With the images removed, repeat the data below exactly.

□ □ □ □ □ □ □

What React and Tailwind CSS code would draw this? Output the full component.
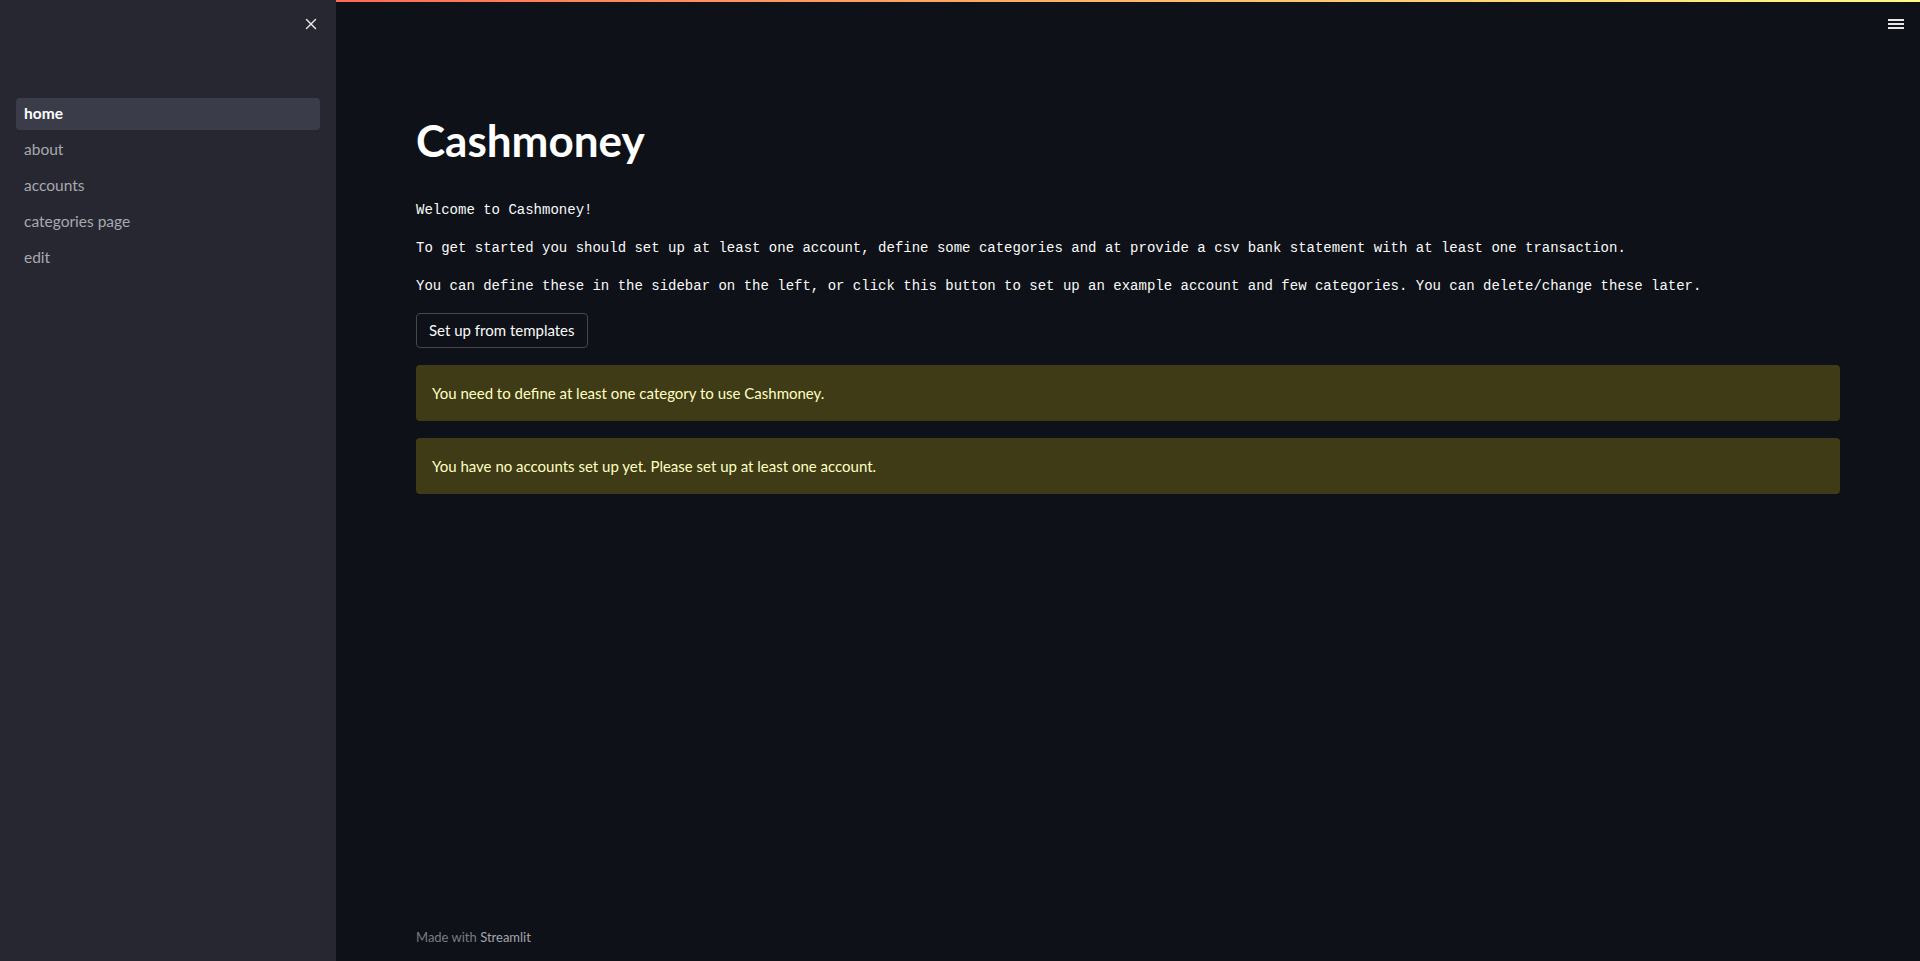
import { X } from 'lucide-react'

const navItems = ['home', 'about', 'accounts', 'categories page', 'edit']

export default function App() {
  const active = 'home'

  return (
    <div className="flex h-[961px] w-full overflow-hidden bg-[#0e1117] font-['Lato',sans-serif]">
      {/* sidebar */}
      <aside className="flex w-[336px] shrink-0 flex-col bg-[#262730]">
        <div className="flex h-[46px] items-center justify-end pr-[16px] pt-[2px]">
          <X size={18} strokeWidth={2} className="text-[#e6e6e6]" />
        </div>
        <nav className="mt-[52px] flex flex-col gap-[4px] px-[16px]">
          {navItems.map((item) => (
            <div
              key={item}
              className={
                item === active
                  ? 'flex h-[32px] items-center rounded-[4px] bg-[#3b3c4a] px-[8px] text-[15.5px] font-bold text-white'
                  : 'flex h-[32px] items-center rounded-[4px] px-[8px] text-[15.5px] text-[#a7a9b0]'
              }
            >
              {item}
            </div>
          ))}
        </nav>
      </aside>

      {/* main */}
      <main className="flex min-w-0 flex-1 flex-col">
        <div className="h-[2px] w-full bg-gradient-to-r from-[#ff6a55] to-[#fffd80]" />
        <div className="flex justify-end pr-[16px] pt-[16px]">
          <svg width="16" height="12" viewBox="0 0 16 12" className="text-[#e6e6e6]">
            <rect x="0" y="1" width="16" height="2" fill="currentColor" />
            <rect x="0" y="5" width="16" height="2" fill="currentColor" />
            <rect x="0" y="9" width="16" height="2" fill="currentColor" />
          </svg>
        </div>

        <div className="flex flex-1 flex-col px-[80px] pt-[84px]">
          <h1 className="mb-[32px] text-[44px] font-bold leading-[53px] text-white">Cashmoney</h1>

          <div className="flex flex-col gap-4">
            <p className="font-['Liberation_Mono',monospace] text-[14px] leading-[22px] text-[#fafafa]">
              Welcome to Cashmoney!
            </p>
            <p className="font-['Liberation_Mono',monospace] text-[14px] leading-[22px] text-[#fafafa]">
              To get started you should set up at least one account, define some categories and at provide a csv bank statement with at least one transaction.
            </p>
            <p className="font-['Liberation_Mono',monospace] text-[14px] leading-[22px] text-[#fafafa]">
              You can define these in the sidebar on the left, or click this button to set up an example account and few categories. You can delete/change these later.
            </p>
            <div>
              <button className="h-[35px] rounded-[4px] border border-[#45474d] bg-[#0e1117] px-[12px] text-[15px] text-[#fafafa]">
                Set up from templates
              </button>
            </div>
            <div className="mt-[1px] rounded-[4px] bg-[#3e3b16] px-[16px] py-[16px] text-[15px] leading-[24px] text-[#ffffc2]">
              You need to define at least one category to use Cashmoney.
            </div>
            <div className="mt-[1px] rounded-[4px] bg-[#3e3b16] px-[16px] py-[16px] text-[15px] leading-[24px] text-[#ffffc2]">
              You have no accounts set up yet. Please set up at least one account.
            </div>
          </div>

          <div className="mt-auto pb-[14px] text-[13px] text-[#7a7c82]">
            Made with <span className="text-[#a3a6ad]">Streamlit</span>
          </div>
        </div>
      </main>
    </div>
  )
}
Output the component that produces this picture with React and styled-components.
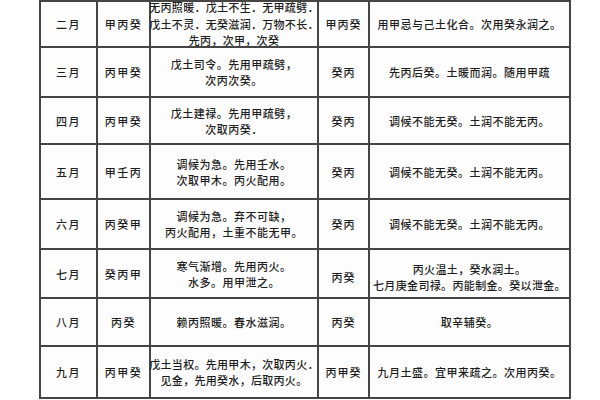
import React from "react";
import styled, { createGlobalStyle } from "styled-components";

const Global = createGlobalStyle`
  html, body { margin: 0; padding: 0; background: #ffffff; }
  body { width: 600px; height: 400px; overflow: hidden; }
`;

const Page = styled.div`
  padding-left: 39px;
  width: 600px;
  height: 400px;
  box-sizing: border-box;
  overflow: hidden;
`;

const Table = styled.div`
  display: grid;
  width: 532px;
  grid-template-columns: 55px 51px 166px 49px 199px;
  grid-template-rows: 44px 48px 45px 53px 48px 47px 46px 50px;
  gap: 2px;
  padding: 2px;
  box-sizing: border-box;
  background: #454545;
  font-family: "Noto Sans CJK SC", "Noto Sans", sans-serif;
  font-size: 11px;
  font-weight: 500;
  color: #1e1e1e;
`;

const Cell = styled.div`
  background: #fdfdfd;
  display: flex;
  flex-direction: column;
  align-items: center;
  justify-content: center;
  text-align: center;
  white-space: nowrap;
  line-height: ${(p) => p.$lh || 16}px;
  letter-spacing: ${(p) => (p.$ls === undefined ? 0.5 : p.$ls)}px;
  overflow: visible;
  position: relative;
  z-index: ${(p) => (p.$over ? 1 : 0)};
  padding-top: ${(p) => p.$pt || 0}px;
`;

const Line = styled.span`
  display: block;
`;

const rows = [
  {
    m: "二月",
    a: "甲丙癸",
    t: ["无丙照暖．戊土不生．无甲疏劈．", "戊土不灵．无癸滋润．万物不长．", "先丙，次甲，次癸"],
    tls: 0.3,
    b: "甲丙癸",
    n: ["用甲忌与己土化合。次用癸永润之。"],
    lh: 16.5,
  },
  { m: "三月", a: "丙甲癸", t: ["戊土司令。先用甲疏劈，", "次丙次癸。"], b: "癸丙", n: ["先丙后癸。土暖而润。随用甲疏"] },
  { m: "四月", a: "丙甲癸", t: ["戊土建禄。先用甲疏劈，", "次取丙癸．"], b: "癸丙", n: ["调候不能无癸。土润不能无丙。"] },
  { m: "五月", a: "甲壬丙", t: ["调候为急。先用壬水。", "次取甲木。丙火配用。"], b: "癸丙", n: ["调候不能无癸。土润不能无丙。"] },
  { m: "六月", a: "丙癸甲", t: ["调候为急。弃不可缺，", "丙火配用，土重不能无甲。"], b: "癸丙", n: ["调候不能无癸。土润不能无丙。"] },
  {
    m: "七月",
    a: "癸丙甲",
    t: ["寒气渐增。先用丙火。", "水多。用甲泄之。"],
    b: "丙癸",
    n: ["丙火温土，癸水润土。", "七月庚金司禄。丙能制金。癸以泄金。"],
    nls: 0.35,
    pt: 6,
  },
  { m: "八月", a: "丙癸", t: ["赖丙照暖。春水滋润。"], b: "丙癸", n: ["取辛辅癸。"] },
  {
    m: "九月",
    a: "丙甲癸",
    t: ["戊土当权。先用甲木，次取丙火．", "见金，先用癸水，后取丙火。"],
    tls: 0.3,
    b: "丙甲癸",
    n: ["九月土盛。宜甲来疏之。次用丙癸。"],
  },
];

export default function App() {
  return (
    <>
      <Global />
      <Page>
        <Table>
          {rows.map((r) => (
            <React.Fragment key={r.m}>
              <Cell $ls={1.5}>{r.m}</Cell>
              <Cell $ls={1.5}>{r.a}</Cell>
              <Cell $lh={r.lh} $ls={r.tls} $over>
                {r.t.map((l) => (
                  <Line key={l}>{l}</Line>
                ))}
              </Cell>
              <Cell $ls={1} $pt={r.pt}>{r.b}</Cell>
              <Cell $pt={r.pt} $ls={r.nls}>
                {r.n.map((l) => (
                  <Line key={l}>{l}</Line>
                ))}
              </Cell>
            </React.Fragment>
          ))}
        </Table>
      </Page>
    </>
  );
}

□ □ □ □ □ □ □

## Complete output
What React and Tailwind CSS code would draw this? Output the full component.
import { X } from 'lucide-react'

const navItems = ['home', 'about', 'accounts', 'categories page', 'edit']

export default function App() {
  const active = 'home'

  return (
    <div className="flex h-[961px] w-full overflow-hidden bg-[#0e1117] font-['Lato',sans-serif]">
      {/* sidebar */}
      <aside className="flex w-[336px] shrink-0 flex-col bg-[#262730]">
        <div className="flex h-[46px] items-center justify-end pr-[16px] pt-[2px]">
          <X size={18} strokeWidth={2} className="text-[#e6e6e6]" />
        </div>
        <nav className="mt-[52px] flex flex-col gap-[4px] px-[16px]">
          {navItems.map((item) => (
            <div
              key={item}
              className={
                item === active
                  ? 'flex h-[32px] items-center rounded-[4px] bg-[#3b3c4a] px-[8px] text-[15.5px] font-bold text-white'
                  : 'flex h-[32px] items-center rounded-[4px] px-[8px] text-[15.5px] text-[#a7a9b0]'
              }
            >
              {item}
            </div>
          ))}
        </nav>
      </aside>

      {/* main */}
      <main className="flex min-w-0 flex-1 flex-col">
        <div className="h-[2px] w-full bg-gradient-to-r from-[#ff6a55] to-[#fffd80]" />
        <div className="flex justify-end pr-[16px] pt-[16px]">
          <svg width="16" height="12" viewBox="0 0 16 12" className="text-[#e6e6e6]">
            <rect x="0" y="1" width="16" height="2" fill="currentColor" />
            <rect x="0" y="5" width="16" height="2" fill="currentColor" />
            <rect x="0" y="9" width="16" height="2" fill="currentColor" />
          </svg>
        </div>

        <div className="flex flex-1 flex-col px-[80px] pt-[84px]">
          <h1 className="mb-[32px] text-[44px] font-bold leading-[53px] text-white">Cashmoney</h1>

          <div className="flex flex-col gap-4">
            <p className="font-['Liberation_Mono',monospace] text-[14px] leading-[22px] text-[#fafafa]">
              Welcome to Cashmoney!
            </p>
            <p className="font-['Liberation_Mono',monospace] text-[14px] leading-[22px] text-[#fafafa]">
              To get started you should set up at least one account, define some categories and at provide a csv bank statement with at least one transaction.
            </p>
            <p className="font-['Liberation_Mono',monospace] text-[14px] leading-[22px] text-[#fafafa]">
              You can define these in the sidebar on the left, or click this button to set up an example account and few categories. You can delete/change these later.
            </p>
            <div>
              <button className="h-[35px] rounded-[4px] border border-[#45474d] bg-[#0e1117] px-[12px] text-[15px] text-[#fafafa]">
                Set up from templates
              </button>
            </div>
            <div className="mt-[1px] rounded-[4px] bg-[#3e3b16] px-[16px] py-[16px] text-[15px] leading-[24px] text-[#ffffc2]">
              You need to define at least one category to use Cashmoney.
            </div>
            <div className="mt-[1px] rounded-[4px] bg-[#3e3b16] px-[16px] py-[16px] text-[15px] leading-[24px] text-[#ffffc2]">
              You have no accounts set up yet. Please set up at least one account.
            </div>
          </div>

          <div className="mt-auto pb-[14px] text-[13px] text-[#7a7c82]">
            Made with <span className="text-[#a3a6ad]">Streamlit</span>
          </div>
        </div>
      </main>
    </div>
  )
}
Output the component that produces this picture with React and styled-components.
import React from "react";
import styled, { createGlobalStyle } from "styled-components";

const Global = createGlobalStyle`
  html, body { margin: 0; padding: 0; background: #ffffff; }
  body { width: 600px; height: 400px; overflow: hidden; }
`;

const Page = styled.div`
  padding-left: 39px;
  width: 600px;
  height: 400px;
  box-sizing: border-box;
  overflow: hidden;
`;

const Table = styled.div`
  display: grid;
  width: 532px;
  grid-template-columns: 55px 51px 166px 49px 199px;
  grid-template-rows: 44px 48px 45px 53px 48px 47px 46px 50px;
  gap: 2px;
  padding: 2px;
  box-sizing: border-box;
  background: #454545;
  font-family: "Noto Sans CJK SC", "Noto Sans", sans-serif;
  font-size: 11px;
  font-weight: 500;
  color: #1e1e1e;
`;

const Cell = styled.div`
  background: #fdfdfd;
  display: flex;
  flex-direction: column;
  align-items: center;
  justify-content: center;
  text-align: center;
  white-space: nowrap;
  line-height: ${(p) => p.$lh || 16}px;
  letter-spacing: ${(p) => (p.$ls === undefined ? 0.5 : p.$ls)}px;
  overflow: visible;
  position: relative;
  z-index: ${(p) => (p.$over ? 1 : 0)};
  padding-top: ${(p) => p.$pt || 0}px;
`;

const Line = styled.span`
  display: block;
`;

const rows = [
  {
    m: "二月",
    a: "甲丙癸",
    t: ["无丙照暖．戊土不生．无甲疏劈．", "戊土不灵．无癸滋润．万物不长．", "先丙，次甲，次癸"],
    tls: 0.3,
    b: "甲丙癸",
    n: ["用甲忌与己土化合。次用癸永润之。"],
    lh: 16.5,
  },
  { m: "三月", a: "丙甲癸", t: ["戊土司令。先用甲疏劈，", "次丙次癸。"], b: "癸丙", n: ["先丙后癸。土暖而润。随用甲疏"] },
  { m: "四月", a: "丙甲癸", t: ["戊土建禄。先用甲疏劈，", "次取丙癸．"], b: "癸丙", n: ["调候不能无癸。土润不能无丙。"] },
  { m: "五月", a: "甲壬丙", t: ["调候为急。先用壬水。", "次取甲木。丙火配用。"], b: "癸丙", n: ["调候不能无癸。土润不能无丙。"] },
  { m: "六月", a: "丙癸甲", t: ["调候为急。弃不可缺，", "丙火配用，土重不能无甲。"], b: "癸丙", n: ["调候不能无癸。土润不能无丙。"] },
  {
    m: "七月",
    a: "癸丙甲",
    t: ["寒气渐增。先用丙火。", "水多。用甲泄之。"],
    b: "丙癸",
    n: ["丙火温土，癸水润土。", "七月庚金司禄。丙能制金。癸以泄金。"],
    nls: 0.35,
    pt: 6,
  },
  { m: "八月", a: "丙癸", t: ["赖丙照暖。春水滋润。"], b: "丙癸", n: ["取辛辅癸。"] },
  {
    m: "九月",
    a: "丙甲癸",
    t: ["戊土当权。先用甲木，次取丙火．", "见金，先用癸水，后取丙火。"],
    tls: 0.3,
    b: "丙甲癸",
    n: ["九月土盛。宜甲来疏之。次用丙癸。"],
  },
];

export default function App() {
  return (
    <>
      <Global />
      <Page>
        <Table>
          {rows.map((r) => (
            <React.Fragment key={r.m}>
              <Cell $ls={1.5}>{r.m}</Cell>
              <Cell $ls={1.5}>{r.a}</Cell>
              <Cell $lh={r.lh} $ls={r.tls} $over>
                {r.t.map((l) => (
                  <Line key={l}>{l}</Line>
                ))}
              </Cell>
              <Cell $ls={1} $pt={r.pt}>{r.b}</Cell>
              <Cell $pt={r.pt} $ls={r.nls}>
                {r.n.map((l) => (
                  <Line key={l}>{l}</Line>
                ))}
              </Cell>
            </React.Fragment>
          ))}
        </Table>
      </Page>
    </>
  );
}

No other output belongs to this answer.